Manifiesta así que la situación de deshumanización y de opresión que aflige a los
pueblos africanos no es irreversible; por el contrario, pone a cada uno ante a un
desafío, el de la conversión, la santidad y la integridad.
El
Hijo, por el que Dios nos habla, es Él mismo Palabra encarnada. Esto ha sido objeto
de las reflexiones de la reciente XII Asamblea General Ordinaria del Sínodo de los
Obispos. Hecha carne, esta Palabra está al origen de lo que somos y hacemos; es el
fundamento de toda vida. Así pues, se han de valorar las tradiciones africanas a partir
de esa Palabra, corrigiendo y perfeccionando su concepto de la vida, del hombre y
de la familia. Jesucristo, Palabra de vida, es fuente y plenitud de todas nuestras
vidas, porque el Señor Jesús es el único mediador y redentor.
Es
urgente que las comunidades cristianas sean, cada vez más, lugares de escucha profunda
de la Palabra de Dios y de lectura meditativa de la Sagrada Escritura. Por medio de
esa lectura meditativa y comunitaria en la Iglesia, el cristiano encuentra a Cristo
resucitado que le habla y le devuelve la esperanza en la plenitud de vida que Él da
al mundo.
Por lo que se refiere a la Eucaristía,
ésta hace realmente presente en la historia al Señor. Por su Cuerpo y su Sangre, Cristo
entero se hace sustancialmente presente en nuestras vidas. Está con nosotros todos
los días hasta el fin de los tiempos (cf. Mt 28,20) y nos envía de nuevo a las realidades
cotidianas, para que podamos llenarlas con su presencia. En la Eucaristía se manifiesta
claramente que la vida es una relación de comunión con Dios, con nuestros hermanos
y nuestras hermanas, y con toda la creación. La Eucaristía es fuente de unidad reconciliada
en la paz.
La Palabra y el Pan de vida ofrecen luz
y alimento, como antídoto y viático en la fidelidad al Maestro y Pastor de nuestras
almas, para que la Iglesia en África cumpla el servicio de reconciliación, de justicia
y de paz, según el programa de vida dado por el Señor mismo: «Vosotros sois la sal
de la tierra… Vosotros sois la luz del mundo» (Mt 5,13.14). Para serlo de verdad,
los fieles han de convertirse y seguir a Jesucristo, ser sus discípulos, para ser
testigos de su poder salvador. Durante su vida terrena, Jesús era «poderoso en obras
y palabras» (Lc 24,19). Por su resurrección, ha sometido a principados y potestades
(cf. Col 2,15), a todo poder del mal, para liberar a los que han sido bautizados en
su nombre. «Para vivir en libertad, Cristo nos ha liberado» (Ga 5,1). La vocación
cristiana consiste en dejarse liberar por Jesucristo. Él ha vencido el pecado y la
muerte y ofrece a todos la plenitud de la vida. En el Señor Jesús, ya no hay judíos
ni gentiles, ni hombres y mujeres (cf. Ga 3,28). En su carne, ha reconciliado a todos
los pueblos. Con la fuerza del Espíritu Santo, dirijo a todos este llamamiento: «Dejaos
reconciliar» (2 Co 5,20). Ninguna diferencia étnica o cultural, de raza, sexo o religión,
ha de ser para vosotros motivo de enfrentamiento. Todos sois hijos del único Dios,
nuestro Padre, que está en los cielos. Con esta convicción será posible construir
una África más justa y pacífica, a la altura de las esperanzas legítimas de todos
sus hijos.
Finalmente, os invito a fomentar la preparación
del Sínodo, recitando también con los fieles la oración conclusiva del Instrumentum
laboris, que he entregado esta mañana, para el buen éxito de la Asamblea Sinodal.

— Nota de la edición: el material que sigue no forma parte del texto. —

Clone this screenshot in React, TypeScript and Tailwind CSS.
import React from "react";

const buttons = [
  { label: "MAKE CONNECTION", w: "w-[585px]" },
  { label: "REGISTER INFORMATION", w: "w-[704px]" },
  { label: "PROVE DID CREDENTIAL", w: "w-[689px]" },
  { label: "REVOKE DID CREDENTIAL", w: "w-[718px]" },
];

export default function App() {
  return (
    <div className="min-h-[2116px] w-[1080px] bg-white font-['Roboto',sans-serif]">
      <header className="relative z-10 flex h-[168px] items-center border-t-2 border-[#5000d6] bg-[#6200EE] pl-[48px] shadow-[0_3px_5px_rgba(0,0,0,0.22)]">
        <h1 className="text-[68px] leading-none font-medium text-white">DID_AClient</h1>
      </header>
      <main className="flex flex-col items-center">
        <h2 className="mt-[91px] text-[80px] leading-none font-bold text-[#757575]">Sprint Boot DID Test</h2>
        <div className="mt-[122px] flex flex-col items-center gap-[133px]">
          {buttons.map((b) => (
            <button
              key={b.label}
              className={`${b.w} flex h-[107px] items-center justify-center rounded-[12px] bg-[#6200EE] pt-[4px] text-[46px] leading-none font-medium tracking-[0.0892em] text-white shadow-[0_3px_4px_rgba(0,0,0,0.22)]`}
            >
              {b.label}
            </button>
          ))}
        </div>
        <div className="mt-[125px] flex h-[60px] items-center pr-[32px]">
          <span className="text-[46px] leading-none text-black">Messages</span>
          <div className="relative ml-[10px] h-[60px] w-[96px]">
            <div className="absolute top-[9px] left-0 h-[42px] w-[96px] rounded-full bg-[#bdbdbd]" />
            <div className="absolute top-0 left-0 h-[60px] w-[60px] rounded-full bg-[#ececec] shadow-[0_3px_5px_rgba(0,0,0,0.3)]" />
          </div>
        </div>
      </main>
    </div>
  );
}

Oremos juntos ahora, queridos hermanos:
«Santa María,
Madre de Dios, Protectora de África, tú has dado al mundo la luz verdadera, Jesucristo.

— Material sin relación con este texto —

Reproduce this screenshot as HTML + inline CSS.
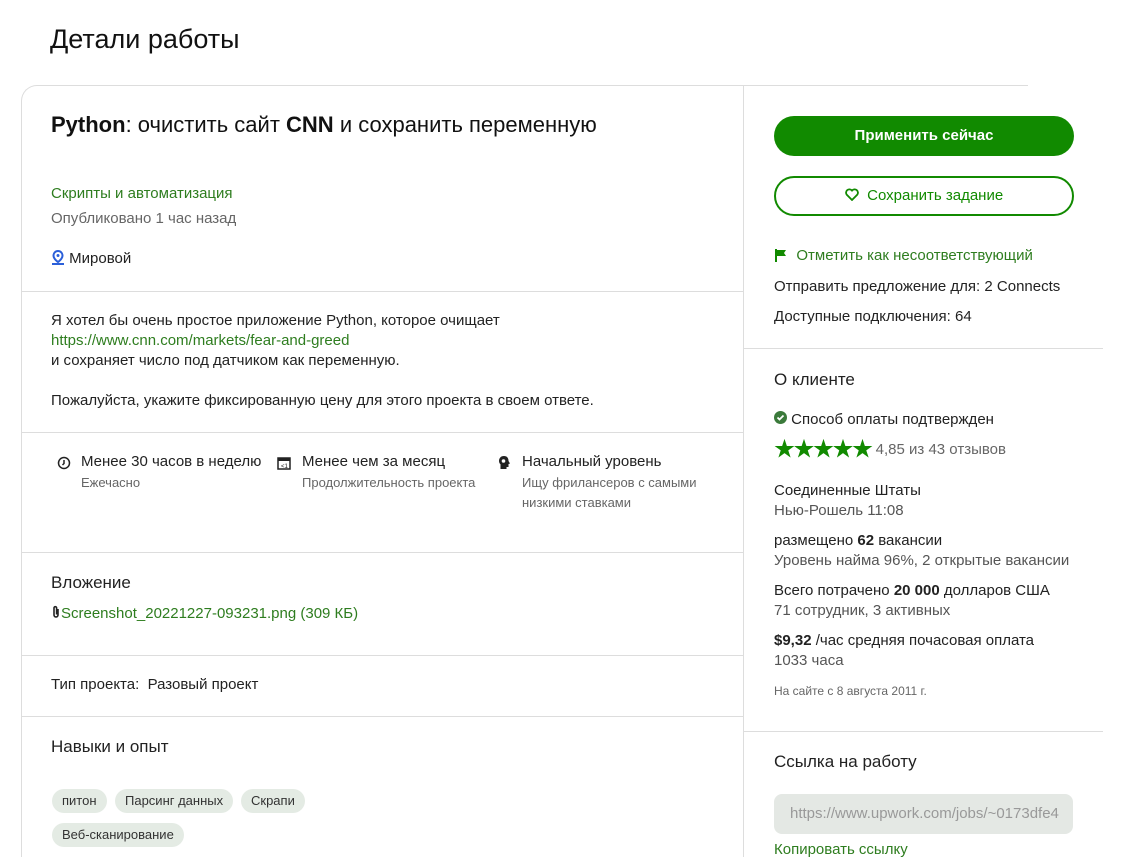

Por tu obediencia al Padre y por la gracia del Espíritu Santo, nos has dado la fuente
de nuestra reconciliación y nuestra justicia, Jesucristo, nuestra paz y nuestro gozo. Madre
de ternura y sabiduría, muéstranos a Jesús, tu Hijo e Hijo de Dios, ayúdanos en nuestro
camino de conversión, para que Jesús haga brillar su Gloria sobre nosotros en todos
los aspectos de nuestra vida personal, familiar y social. Madre llena de
misericordia y de justicia, por tu docilidad al Espíritu Consolador alcánzanos la
gracia de ser testigos del Señor Resucitado, para que seamos cada vez más la sal de
la tierra y la luz del mundo. Madre del Perpetuo Socorro, confiamos a tu
maternal intercesión la preparación y los frutos del Segundo Sínodo para África. Reina
de la Paz, ruega por nosotros. Nuestra Señora de África, ruega por nosotros».